By Cook's Illustrated Published March 2009

Here's how to prolong the lives of these essential kitchen ingredients.

Shelf Life

Granulated Sugar, Honey, and Molasses: Long-lasting Maple Syrup: 2 years unopened, 1 year open

Do store granulated sugar in an airtight container to protect it from heat, moisture, and critters.

Do keep molasses and honey in the pantry (in the fridge, molasses temporarily turns into a thick, unpourable sludge, and honey crystallizes).

Do store unopened maple syrup in the pantry, but move the opened syrup to the refrigerator. Because of its high moisture level and lack of preservatives, maple syrup is susceptible to the growth of yeast, mold, and bacteria.

Reviving Crystallized Honey

To remove the crystals, open a glass honey jar, put it in a saucepan filled with 1 inch of water, and heat until it reaches 160 degrees.

Softening Brown Sugar

When brown sugar comes into contact with air, the moisture in the sugar evaporates, and the sugar turns rock-hard. Here are two easy methods to soften it.
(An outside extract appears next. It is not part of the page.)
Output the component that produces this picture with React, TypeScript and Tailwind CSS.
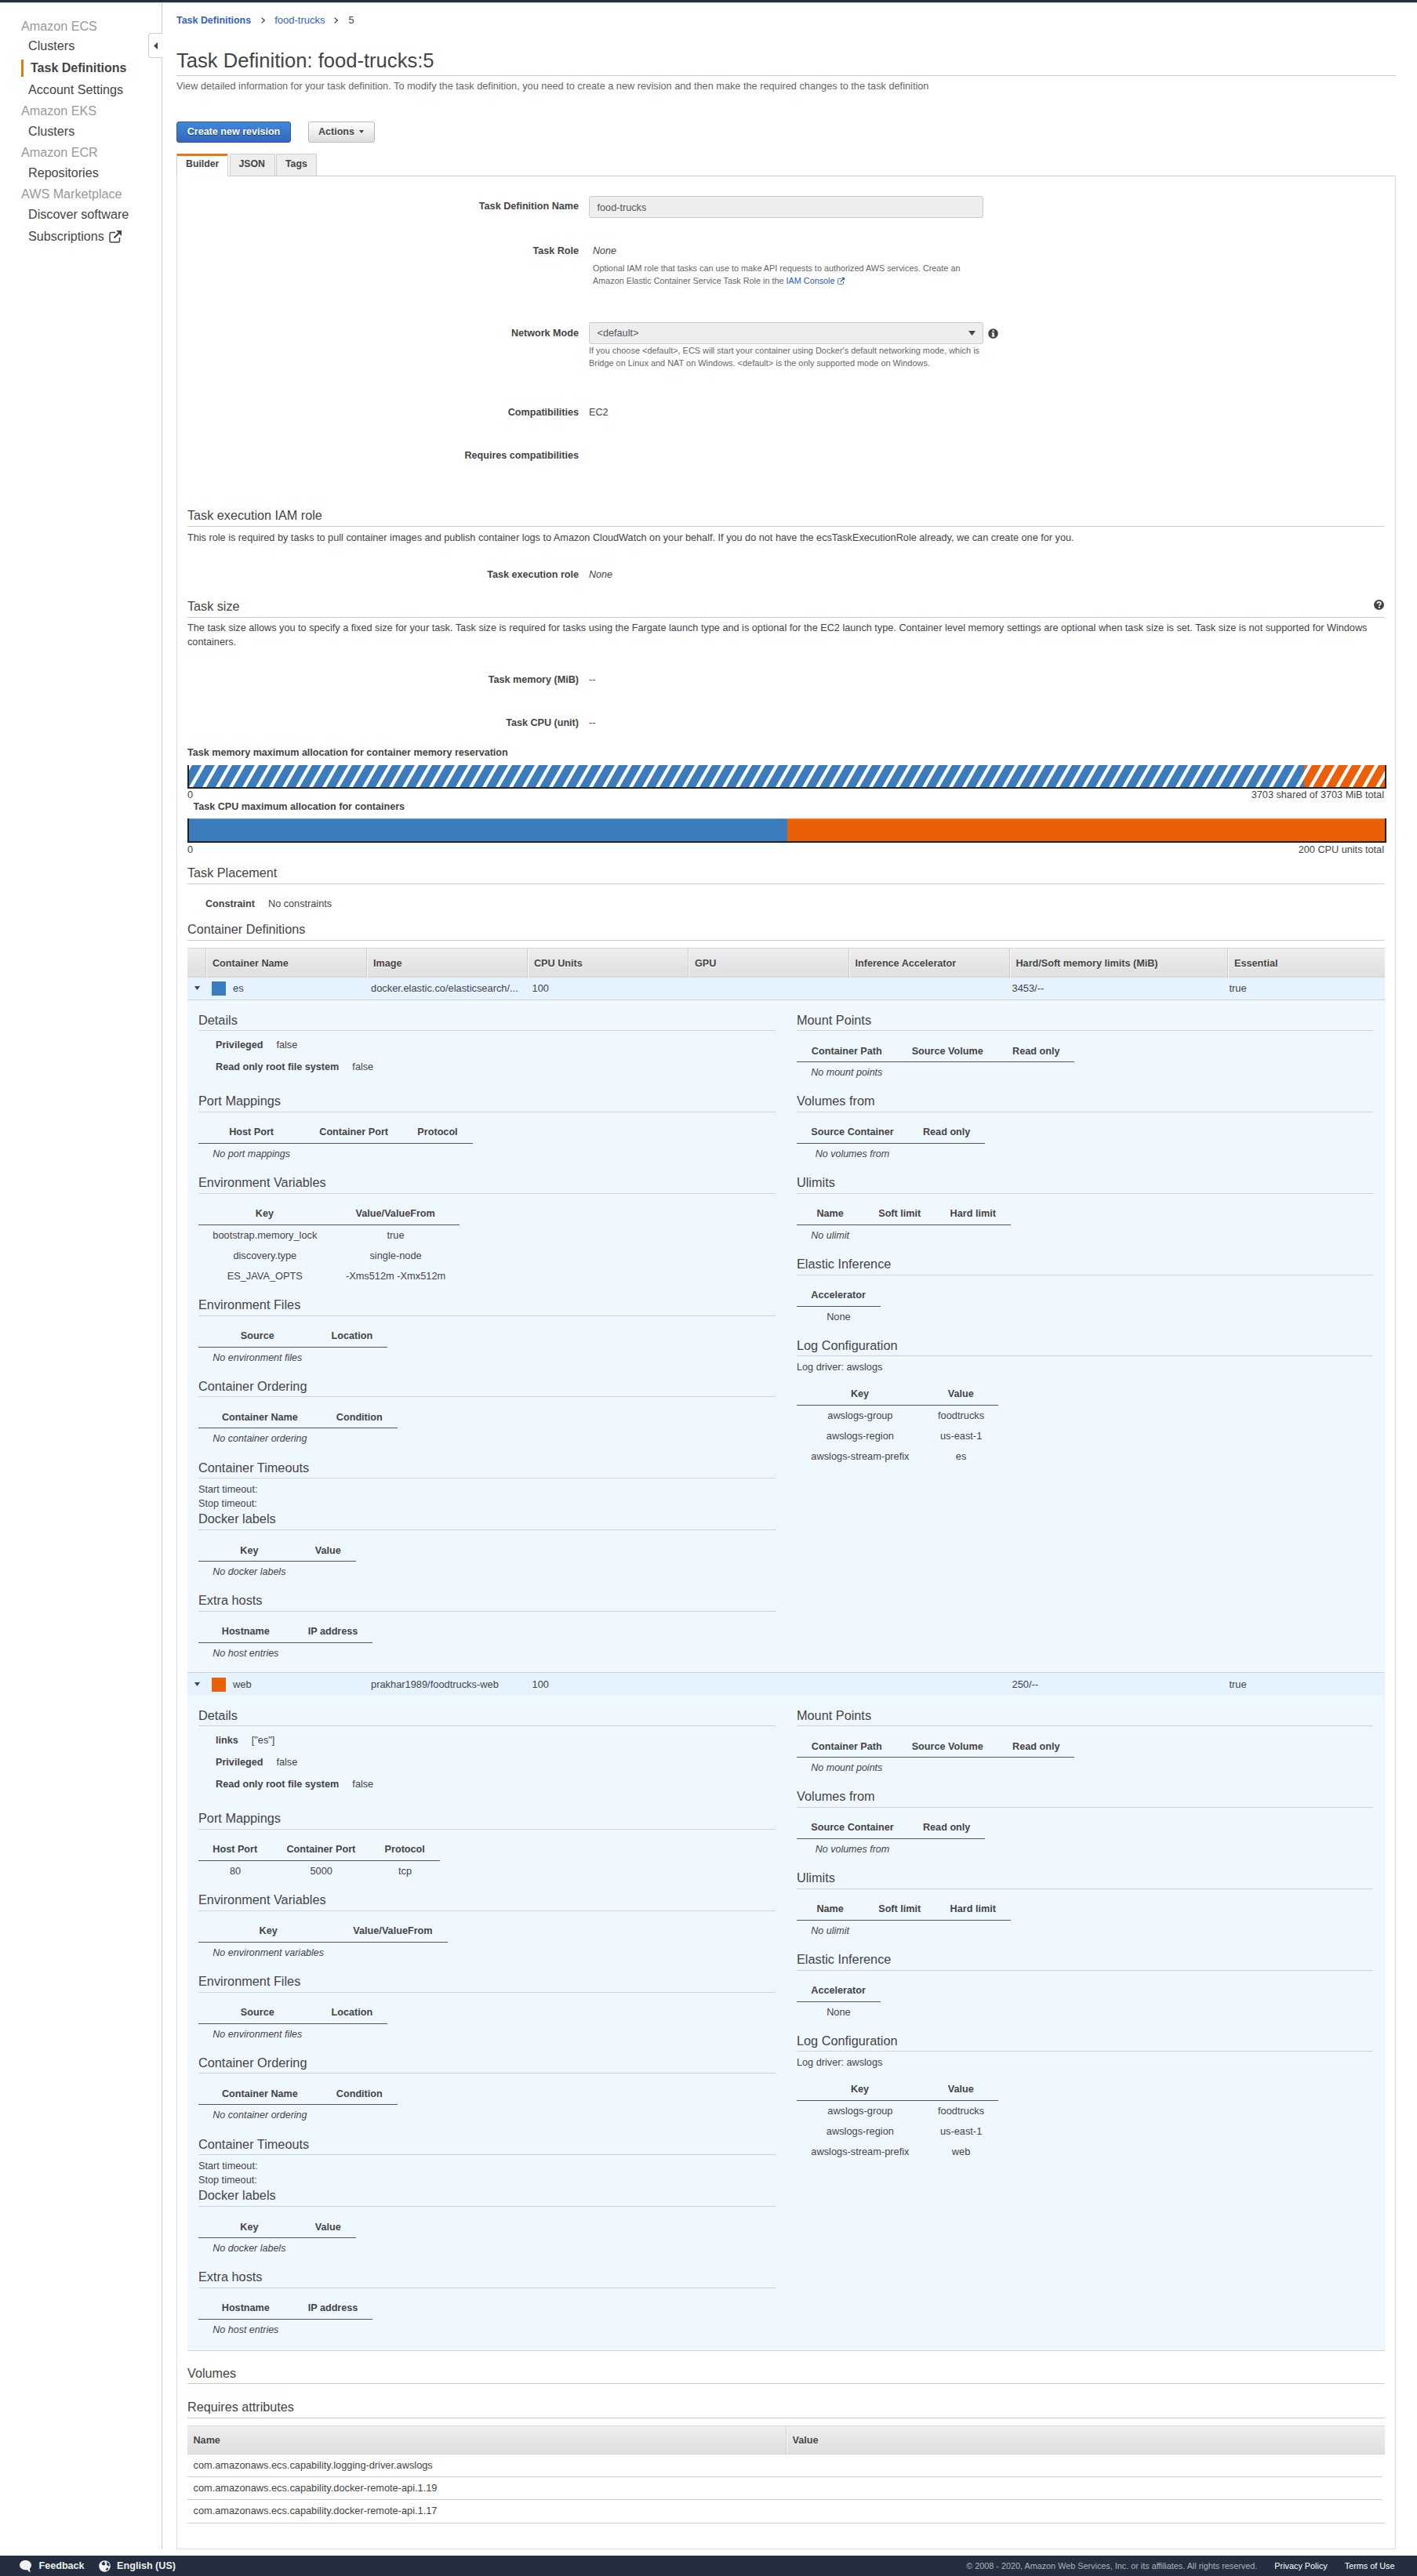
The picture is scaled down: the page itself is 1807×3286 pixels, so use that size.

Quick Fix: Place the hardened brown sugar in a bowl with a slice of sandwich bread. cover with plastic wrap and microwave for 10 to 20 seconds.

Ongoing Remedy: Store brown sugar in a sealed container with a terra cotta Brown Sugar Bear ($3.25), which gets a brief soak in water before being added to the sugar.

Keep granulated sugar in an airtight container to preserve freshness.

Save honey that has crystallized by warming it in a saucepan of water.

Microwaving brown sugar with a slice of bread is one way to soften it.

A Brown Sugar Bear is a permanent fix for keeping brown sugar soft.